Exercise:
Scan the lines below; pull out those with "components".

Records for the exercise:
-.-.-

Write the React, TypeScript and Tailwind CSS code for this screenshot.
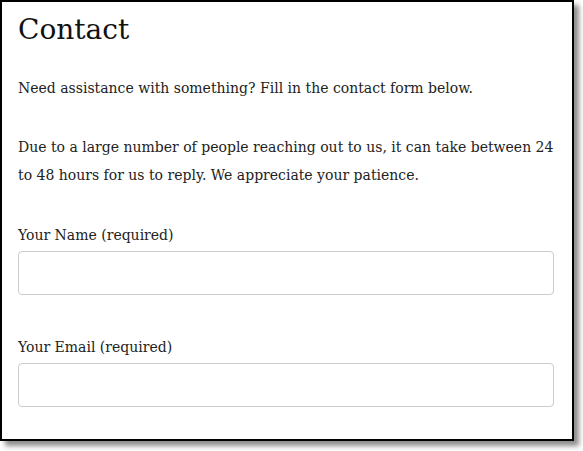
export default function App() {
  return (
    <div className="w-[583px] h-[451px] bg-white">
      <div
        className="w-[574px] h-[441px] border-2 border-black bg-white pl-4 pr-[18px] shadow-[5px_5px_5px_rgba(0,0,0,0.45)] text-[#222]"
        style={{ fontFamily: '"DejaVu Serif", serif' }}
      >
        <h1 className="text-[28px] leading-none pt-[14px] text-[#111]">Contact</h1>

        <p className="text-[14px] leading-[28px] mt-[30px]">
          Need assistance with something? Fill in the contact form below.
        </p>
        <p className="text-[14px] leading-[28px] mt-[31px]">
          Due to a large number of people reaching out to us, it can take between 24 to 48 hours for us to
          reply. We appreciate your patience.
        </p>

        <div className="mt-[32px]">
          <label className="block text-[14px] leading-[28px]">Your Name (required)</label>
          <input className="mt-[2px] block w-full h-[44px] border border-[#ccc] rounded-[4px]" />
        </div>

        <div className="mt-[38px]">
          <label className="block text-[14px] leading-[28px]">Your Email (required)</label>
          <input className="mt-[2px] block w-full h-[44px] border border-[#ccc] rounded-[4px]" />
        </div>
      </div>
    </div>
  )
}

-.-.-

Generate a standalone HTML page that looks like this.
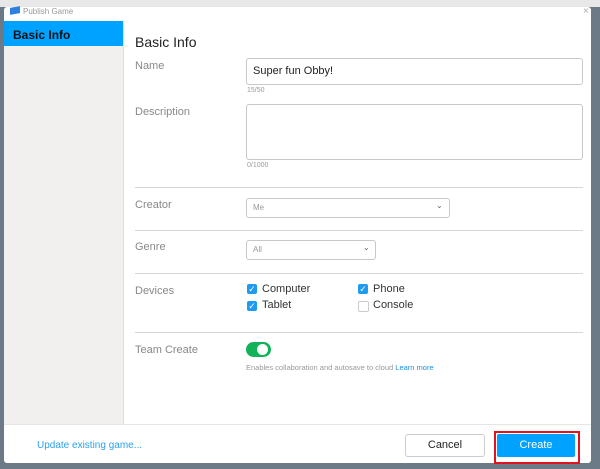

-.-.-

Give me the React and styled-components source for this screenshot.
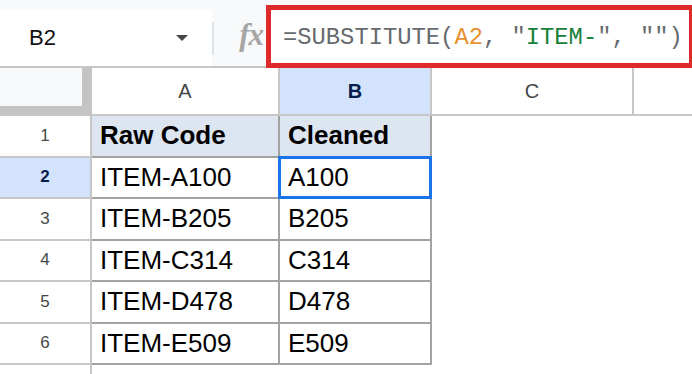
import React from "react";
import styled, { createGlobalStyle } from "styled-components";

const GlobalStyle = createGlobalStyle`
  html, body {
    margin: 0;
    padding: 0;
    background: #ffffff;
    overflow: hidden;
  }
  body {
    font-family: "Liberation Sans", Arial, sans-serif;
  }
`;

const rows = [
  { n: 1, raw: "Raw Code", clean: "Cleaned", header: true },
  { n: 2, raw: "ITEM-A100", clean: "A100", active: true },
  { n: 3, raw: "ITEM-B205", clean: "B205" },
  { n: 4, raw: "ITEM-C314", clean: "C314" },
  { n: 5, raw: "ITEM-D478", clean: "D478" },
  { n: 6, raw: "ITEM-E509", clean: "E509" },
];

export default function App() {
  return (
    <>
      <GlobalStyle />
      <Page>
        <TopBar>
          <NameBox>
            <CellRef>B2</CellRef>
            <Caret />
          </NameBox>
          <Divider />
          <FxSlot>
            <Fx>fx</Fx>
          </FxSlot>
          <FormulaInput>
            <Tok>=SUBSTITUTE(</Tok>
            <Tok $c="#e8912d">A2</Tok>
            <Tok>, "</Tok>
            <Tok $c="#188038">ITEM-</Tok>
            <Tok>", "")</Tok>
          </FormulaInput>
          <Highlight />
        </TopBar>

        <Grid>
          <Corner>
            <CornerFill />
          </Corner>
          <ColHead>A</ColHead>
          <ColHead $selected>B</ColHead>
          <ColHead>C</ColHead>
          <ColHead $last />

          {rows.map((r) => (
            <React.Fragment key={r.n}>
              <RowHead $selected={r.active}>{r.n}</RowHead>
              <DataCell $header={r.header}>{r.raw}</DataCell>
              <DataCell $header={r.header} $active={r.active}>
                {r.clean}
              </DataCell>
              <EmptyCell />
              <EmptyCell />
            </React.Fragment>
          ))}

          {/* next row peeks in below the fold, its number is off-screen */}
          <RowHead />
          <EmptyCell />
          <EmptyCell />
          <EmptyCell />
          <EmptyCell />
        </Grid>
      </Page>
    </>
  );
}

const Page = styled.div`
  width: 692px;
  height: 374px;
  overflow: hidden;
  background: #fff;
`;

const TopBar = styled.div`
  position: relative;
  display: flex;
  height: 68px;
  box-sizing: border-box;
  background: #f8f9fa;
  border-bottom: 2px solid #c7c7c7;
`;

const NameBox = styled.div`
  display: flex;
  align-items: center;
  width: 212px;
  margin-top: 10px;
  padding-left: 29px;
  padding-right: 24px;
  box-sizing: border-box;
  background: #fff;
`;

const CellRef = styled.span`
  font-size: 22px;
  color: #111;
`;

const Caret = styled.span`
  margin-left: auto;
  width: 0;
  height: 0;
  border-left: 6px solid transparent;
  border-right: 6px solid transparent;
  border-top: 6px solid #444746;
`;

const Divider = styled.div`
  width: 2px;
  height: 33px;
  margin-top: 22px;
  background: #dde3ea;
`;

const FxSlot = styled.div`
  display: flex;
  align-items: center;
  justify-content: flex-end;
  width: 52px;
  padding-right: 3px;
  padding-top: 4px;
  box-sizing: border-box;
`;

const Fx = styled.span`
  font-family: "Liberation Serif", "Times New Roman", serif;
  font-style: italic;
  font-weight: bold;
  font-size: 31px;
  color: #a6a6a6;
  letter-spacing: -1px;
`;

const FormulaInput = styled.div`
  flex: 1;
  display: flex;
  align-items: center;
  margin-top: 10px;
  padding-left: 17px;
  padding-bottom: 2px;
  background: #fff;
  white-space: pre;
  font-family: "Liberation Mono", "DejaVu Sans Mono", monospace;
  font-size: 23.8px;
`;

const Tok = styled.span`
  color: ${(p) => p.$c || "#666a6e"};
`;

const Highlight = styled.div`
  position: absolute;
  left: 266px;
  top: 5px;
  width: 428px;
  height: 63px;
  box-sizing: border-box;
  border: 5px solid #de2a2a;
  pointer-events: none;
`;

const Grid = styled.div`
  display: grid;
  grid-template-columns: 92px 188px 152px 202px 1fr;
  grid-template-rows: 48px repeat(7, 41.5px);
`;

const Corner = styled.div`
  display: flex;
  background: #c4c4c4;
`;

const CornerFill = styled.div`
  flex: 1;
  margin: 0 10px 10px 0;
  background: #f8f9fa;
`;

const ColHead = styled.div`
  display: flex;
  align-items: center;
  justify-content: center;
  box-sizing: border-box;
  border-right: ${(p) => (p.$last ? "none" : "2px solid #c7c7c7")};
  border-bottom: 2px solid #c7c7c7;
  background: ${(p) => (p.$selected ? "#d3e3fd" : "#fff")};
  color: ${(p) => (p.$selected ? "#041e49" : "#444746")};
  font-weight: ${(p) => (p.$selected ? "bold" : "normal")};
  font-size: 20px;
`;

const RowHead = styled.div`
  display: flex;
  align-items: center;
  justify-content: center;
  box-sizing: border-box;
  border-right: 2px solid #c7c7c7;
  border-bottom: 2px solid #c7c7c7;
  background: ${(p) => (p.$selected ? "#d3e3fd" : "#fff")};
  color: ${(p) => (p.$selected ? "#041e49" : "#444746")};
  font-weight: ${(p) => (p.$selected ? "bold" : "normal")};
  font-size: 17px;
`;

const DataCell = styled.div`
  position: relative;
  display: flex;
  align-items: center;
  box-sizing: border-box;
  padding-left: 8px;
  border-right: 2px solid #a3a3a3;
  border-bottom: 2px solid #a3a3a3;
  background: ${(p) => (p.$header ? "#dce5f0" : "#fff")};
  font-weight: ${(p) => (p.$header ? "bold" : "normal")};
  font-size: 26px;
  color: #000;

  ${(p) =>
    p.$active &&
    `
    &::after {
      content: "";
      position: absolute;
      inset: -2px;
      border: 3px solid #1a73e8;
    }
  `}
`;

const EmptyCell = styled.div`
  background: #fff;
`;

-.-.-

Solution for this problem:
Give me the React and styled-components source for this screenshot.
import styled, { createGlobalStyle } from "styled-components";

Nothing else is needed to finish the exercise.